Fast‐Charging Lithium–Sulfur Batteries

Abstract The growing demand for sustainable energy solutions has intensified research into lithium‐sulfur batteries (LSBs) due to their potential for high energy density, though their commercialization is primarily hindered by challenges in achieving satisfactory cycle stability and energy density, with fast‐charging capabilities also requiring significant improvement. This review explores strategies to enhance the fast‐charging capabilities of LSBs, addressing critical issues such as lithium polysulfide (LiPSs) shuttling, sluggish reaction kinetics, and lithium dendrite formation. The review discusses the mechanisms of fast‐charging, followed by a comprehensive analysis of key techniques and the crucial role of various battery components that can revolutionize fast‐charging capabilities.

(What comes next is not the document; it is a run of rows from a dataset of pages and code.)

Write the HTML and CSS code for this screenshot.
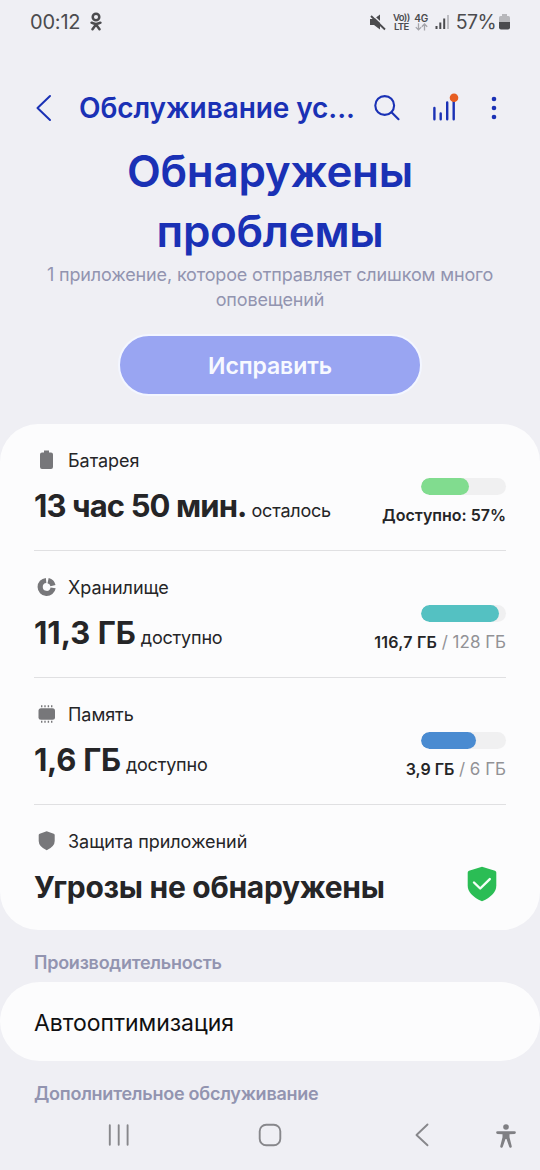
FILE: index.html
```
<!DOCTYPE html>
<html lang="ru">
<head>
<meta charset="utf-8">
<meta name="viewport" content="width=device-width">
<title>Обслуживание устройства</title>
<link rel="stylesheet" href="styles.css">
</head>
<body>
<div class="screen">
  <div class="status">
    <span class="clock">00:12</span>
    <svg class="ok" width="12" height="20" viewBox="0 0 12 20" fill="none" stroke="#4b4b4e" stroke-linecap="round"><circle cx="6" cy="5" r="3.3" stroke-width="2.5"/><path d="M1.6 10.7Q6 13.3 10.4 10.7M6 12.6L2.5 17.3M6 12.6l3.5 4.7" stroke-width="2.5"/></svg>
    <span class="spring"></span>
    <svg class="mute" width="16" height="17" viewBox="0 0 16 17"><path d="M0 5h4l6-4.500v15l-6-4.500H0z" fill="#4b4b4e"/><path d="M2 .5l14 13" stroke="#efeff4" stroke-width="1.500"/><path d="M1 2l14 13.500" stroke="#4b4b4e" stroke-width="1.900"/></svg>
    <span class="net volte"><b>Vo))</b><b>LTE</b></span>
    <span class="net fourg"><b>4G</b><svg width="13" height="8" viewBox="0 0 13 8" fill="none" stroke="#a5a5aa" stroke-width="1.3"><path d="M3.5.3v6.5M.8 4.1l2.7 2.8 2.7-2.8M9.5 7.5V1M6.8 3.8L9.5 1l2.7 2.8"/></svg></span>
    <svg class="signal" width="15" height="16" viewBox="0 0 15 16"><path d="M.5 12h2v3h-2zM4.3 8.500h2V15h-2zM8.200 4.500h2V15h-2z" fill="#4b4b4e"/><path d="M12 1h2v14h-2z" fill="#bdbdc2"/></svg>
    <span class="pct">57%</span>
    <svg class="batt" width="11" height="16" viewBox="0 0 11 16"><path d="M3 0h5v2h1.500Q11 2 11 4v4H0V4q0-2 1.500-2H3z" fill="#b7b7bb"/><path d="M0 8h11v5.500q0 2-2 2H2q-2 0-2-2z" fill="#4b4b4e"/></svg>
  </div>

  <header class="bar">
    <svg class="back" width="16" height="28" viewBox="0 0 16 28" fill="none" stroke="#1a31b5" stroke-width="2" stroke-linecap="round" stroke-linejoin="round"><path d="M14 2L1.500 14 14 26"/></svg>
    <h1>Обслуживание ус...</h1>
    <svg class="search" width="26" height="26" viewBox="0 0 26 26" fill="none" stroke="#1a31b5" stroke-width="2.100" stroke-linecap="round"><circle cx="10.700" cy="10.500" r="9.400"/><path d="M17.500 17.200l7 7"/></svg>
    <svg class="chart" width="28" height="28" viewBox="0 0 28 28"><path d="M2.400 15v11.300M8.700 20.500v5.800M15.200 9.500v16.800M21.700 7v19.300" stroke="#1a31b5" stroke-width="2.400" stroke-linecap="round"/><circle cx="22" cy="4.700" r="4.300" fill="#e75e22"/></svg>
    <svg class="more" width="6" height="24" viewBox="0 0 6 24" fill="#1a31b5"><circle cx="3" cy="3" r="2.300"/><circle cx="3" cy="12" r="2.300"/><circle cx="3" cy="21" r="2.300"/></svg>
  </header>

  <section class="hero">
    <h2>Обнаружены<br>проблемы</h2>
    <p>1 приложение, которое отправляет слишком много<br>оповещений</p>
    <button class="fix">Исправить</button>
  </section>

  <section class="card">
    <div class="row">
      <div class="info">
        <div class="label"><svg width="24" height="24" viewBox="0 0 24 24" fill="#77777a"><path d="M10 2.500h5v2h2q2 0 2 2v12.500q0 2-2 2h-9q-2 0-2-2V6.500q0-2 2-2h2z"/></svg>Батарея</div>
        <div class="value"><strong class="tight">13 час 50 мин.</strong><span class="after">осталось</span></div>
      </div>
      <div class="usage"><div class="meter"><i class="green" style="width:57%"></i></div><div class="amount"><b>Доступно: 57%</b></div></div>
    </div>
    <div class="row">
      <div class="info">
        <div class="label"><svg width="24" height="24" viewBox="0 0 24 24" fill="none" stroke="#77777a" stroke-width="5.200"><path d="M12.100 5.500A6.500 6.500 0 1 0 19.100 12.900"/><path d="M14.100 5.600A6.500 6.500 0 0 1 19 10.600"/></svg>Хранилище</div>
        <div class="value"><strong>11,3 ГБ</strong><span>доступно</span></div>
      </div>
      <div class="usage"><div class="meter"><i class="teal" style="width:92%"></i></div><div class="amount"><b class="wide">116,7 ГБ</b> <span>/ 128 ГБ</span></div></div>
    </div>
    <div class="row">
      <div class="info">
        <div class="label"><svg width="24" height="24" viewBox="0 0 24 24" fill="#77777a"><rect x="4.500" y="6.200" width="16.500" height="11.600" rx="2.500"/><path d="M7.700 3.200v2M11 3.200v2M14.400 3.200v2M17.700 3.200v2M7.700 18.800v2M11 18.800v2M14.400 18.800v2M17.700 18.800v2" stroke="#77777a" stroke-width="1.400"/></svg>Память</div>
        <div class="value"><strong class="memory">1,6 ГБ</strong><span>доступно</span></div>
      </div>
      <div class="usage"><div class="meter"><i class="blue" style="width:64.500%"></i></div><div class="amount"><b>3,9 ГБ</b> <span>/ 6 ГБ</span></div></div>
    </div>
    <div class="row">
      <div class="info">
        <div class="label"><svg width="24" height="24" viewBox="0 0 24 24" fill="#77777a"><path d="M12.700 2.300l7 2.400q1 .3 1 1.300v6q0 5.500-8 9.300-8-3.800-8-9.300v-6q0-1 1-1.300z"/></svg>Защита приложений</div>
        <div class="value"><strong class="threat">Угрозы не обнаружены</strong></div>
      </div>
      <svg class="shield" width="30" height="36" viewBox="0 0 30 36"><path d="M15 .7L28 4.800q1.300.5 1.300 2v12.700Q29.300 29 15 35.300.7 29 .7 19.500V6.800q0-1.500 1.300-2z" fill="#2bbd55"/><path d="M7 16.500l6.200 6 9.600-9.400" fill="none" stroke="#f4fff6" stroke-width="2.400" stroke-linecap="round" stroke-linejoin="round"/></svg>
    </div>
  </section>

  <h3>Производительность</h3>
  <section class="single">Автооптимизация</section>
  <h3 class="extra">Дополнительное обслуживание</h3>

  <nav>
    <svg class="recent" width="22" height="22" viewBox="0 0 22 22" stroke="#87878b" stroke-width="1.900" stroke-linecap="round"><path d="M1.800 1.300v19.400M10.700 1.300v19.400M19.600 1.300v19.400"/></svg>
    <svg class="home" width="24" height="24" viewBox="0 0 24 24" fill="none" stroke="#87878b" stroke-width="1.900"><rect x="1.700" y="1.700" width="20.600" height="20.600" rx="6.500"/></svg>
    <svg class="prev" width="14" height="24" viewBox="0 0 14 24" fill="none" stroke="#87878b" stroke-width="1.900" stroke-linecap="round" stroke-linejoin="round"><path d="M12.500 1.500L1.500 12l11 10.300"/></svg>
    <svg class="access" width="20" height="24" viewBox="0 0 20 24" fill="#7f7f83"><circle cx="10" cy="3" r="2.800"/><path d="M1.500 7.200h17a1.300 1.300 0 0 1 0 2.700l-5 .4v3l2.200 8.700a1.300 1.300 0 0 1-2.500.8L10.500 15h-1l-2.700 7.800a1.300 1.300 0 0 1-2.500-.8l2.200-8.700v-3l-5-.4a1.300 1.300 0 0 1 0-2.700z"/></svg>
  </nav>
</div>
</body>
</html>
```
FILE: styles.css
```
* { box-sizing: border-box; margin: 0; padding: 0; }
body { background: #efeff4; font-family: Inter, "Noto Sans", sans-serif; color: #252527; }
svg { display: block; flex: none; }
.screen { width: 540px; height: 1170px; overflow: hidden; display: flex; flex-direction: column; background: #efeff4; }
.screen > * { flex: none; }

.status { height: 44px; display: flex; align-items: center; padding: 0 30px; color: #4b4b4e; }
.clock { font-size: 20px; line-height: 44px; letter-spacing: -0.2px; }
.ok { margin-left: 10px; }
.spring { flex: 1; }
.mute { margin-right: 7px; }
.net { display: flex; flex-direction: column; align-items: center; width: 17px; font-size: 9.500px; line-height: 9px; }
.net b { font-weight: 600; white-space: nowrap; }
.volte { letter-spacing: -0.6px; margin-right: 5px; }
.fourg { width: 13px; font-size: 10px; margin-right: 7px; }
.signal { margin-right: 6px; }
.pct { font-size: 19.500px; letter-spacing: -0.600px; margin-right: 3px; }

.bar { height: 98px; display: flex; align-items: flex-start; padding: 30px 42px 0 36px; }
.bar svg { margin-top: 20px; }
.bar h1 { width: 276px; margin-left: 27px; font-size: 28px; line-height: 69px; font-weight: 600; letter-spacing: -0.080px; white-space: nowrap; color: #1a31b5; }
.bar .search { margin-left: 19px; margin-top: 21px; }
.bar .chart { margin-left: 32px; margin-top: 19px; }
.bar .more { margin-left: 31px; margin-top: 22px; }

.hero { height: 282px; display: flex; flex-direction: column; align-items: center; text-align: center; }
.hero h2 { margin-top: -1px; font-size: 44px; line-height: 60px; font-weight: 600; letter-spacing: -0.300px; color: #1a31b5; }
.hero p { margin-top: 1px; font-size: 18px; line-height: 25px; letter-spacing: -0.150px; color: #9294b0; }
.fix { width: 304px; height: 62px; margin-top: 22px; border: 2px solid #f3f6ff; border-radius: 31px; background: #99a5f2; color: #f7f9ff; font: 600 23px/58px Inter, sans-serif; letter-spacing: -0.100px; padding-top: 1px; }

.card { height: 506px; border-radius: 38px; background: #fcfcfd; padding: 0 34px; }
.row { height: 127px; display: flex; justify-content: space-between; border-bottom: 1.500px solid #e0e0e2; }
.row:last-child { border-bottom: 0; }
.info { padding-top: 24px; }
.label { display: flex; align-items: center; gap: 10px; height: 24px; font-size: 18px; letter-spacing: -0.050px; }
.value { height: 46px; margin-top: 11px; display: flex; align-items: baseline; gap: 5px; line-height: 46px; white-space: nowrap; }
.value strong { font-size: 31px; font-weight: 700; }
.value .tight { letter-spacing: -0.900px; }
.value .threat { font-size: 30px; letter-spacing: -0.300px; }
.value .memory { letter-spacing: -0.250px; }
.value span { font-size: 18px; letter-spacing: -0.200px; }
.usage { display: flex; flex-direction: column; align-items: flex-end; padding-top: 54px; }
.meter { width: 85px; height: 17px; border-radius: 9px; background: #f0f0f1; overflow: hidden; }
.meter i { display: block; height: 17px; border-radius: 9px; }
.green { background: #81dc8f; }
.teal { background: #54c1c2; }
.blue { background: #4a8bd1; }
.amount { margin-top: 8px; font-size: 16px; line-height: 24px; white-space: nowrap; }
.amount b { font-weight: 600; }
.amount .wide { letter-spacing: 0.250px; }
.amount span { font-size: 17px; color: #929296; }
.shield { margin: 61px 9px 0 0; }

h3 { height: 52px; padding-left: 34px; padding-top: 7px; font-size: 18px; line-height: 52px; font-weight: 600; letter-spacing: -0.250px; color: #9294b0; }
.single { height: 79px; border-radius: 39.500px; background: #fcfcfd; padding-left: 34px; font-size: 23px; line-height: 82px; letter-spacing: -0.050px; color: #101011; }
.extra { height: 50px; }

nav { height: 59px; display: flex; align-items: flex-start; padding: 0 24px 0 108px; }
.recent { margin-top: 13px; }
.home { margin: 12px 0 0 128px; }
.prev { margin: 12px 0 0 133px; }
.access { margin: 13px 0 0 auto; }
```
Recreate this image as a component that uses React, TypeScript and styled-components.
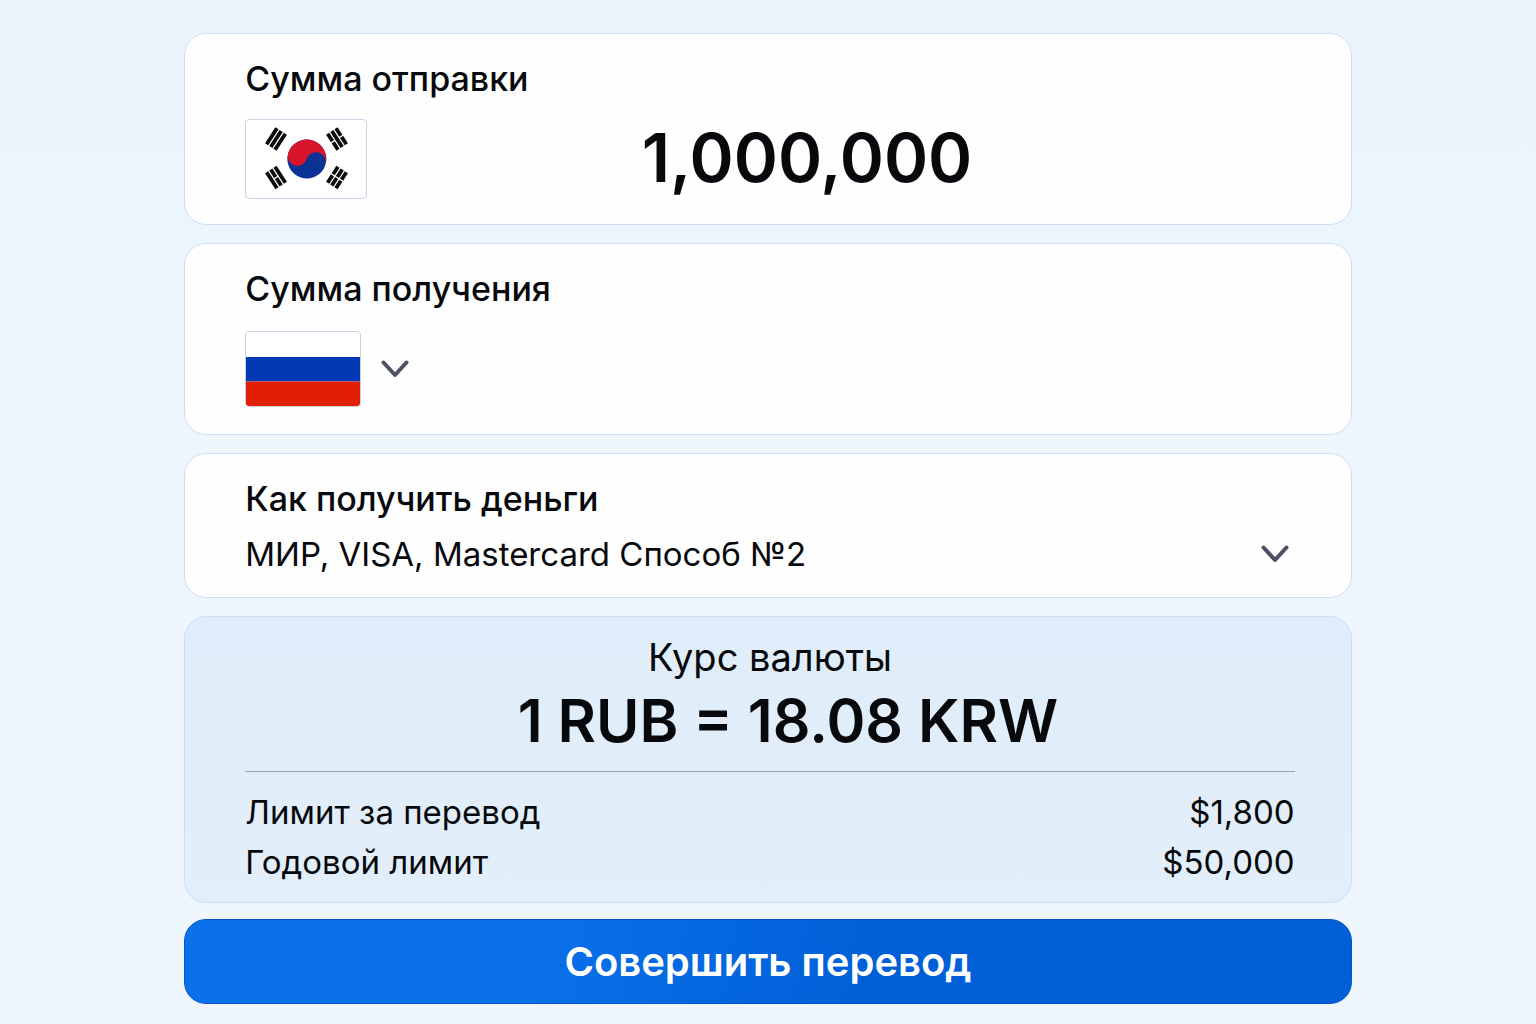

It covers challenges related to electrical and ionic conductivity, optimizing Li‐ion mobility, immobilizing LiPS, designing suitable electrolytes, integrating catalysts to accelerate LiPSs conversion, and engineering cathodes and separator modifications. Additionally, the review discusses scaling challenges for fast‐charging LSBs, including electrolyte design, sulfur loading, polysulfide shuttle mitigation, and electrode stability. The review concludes by providing future perspectives on developing next‐generation LSBs that could transform the energy storage landscape, with a sustainable, high‐capacity, and rapid‐charging alternative to current battery technologies, with significant implications for electric vehicles and portable electronics.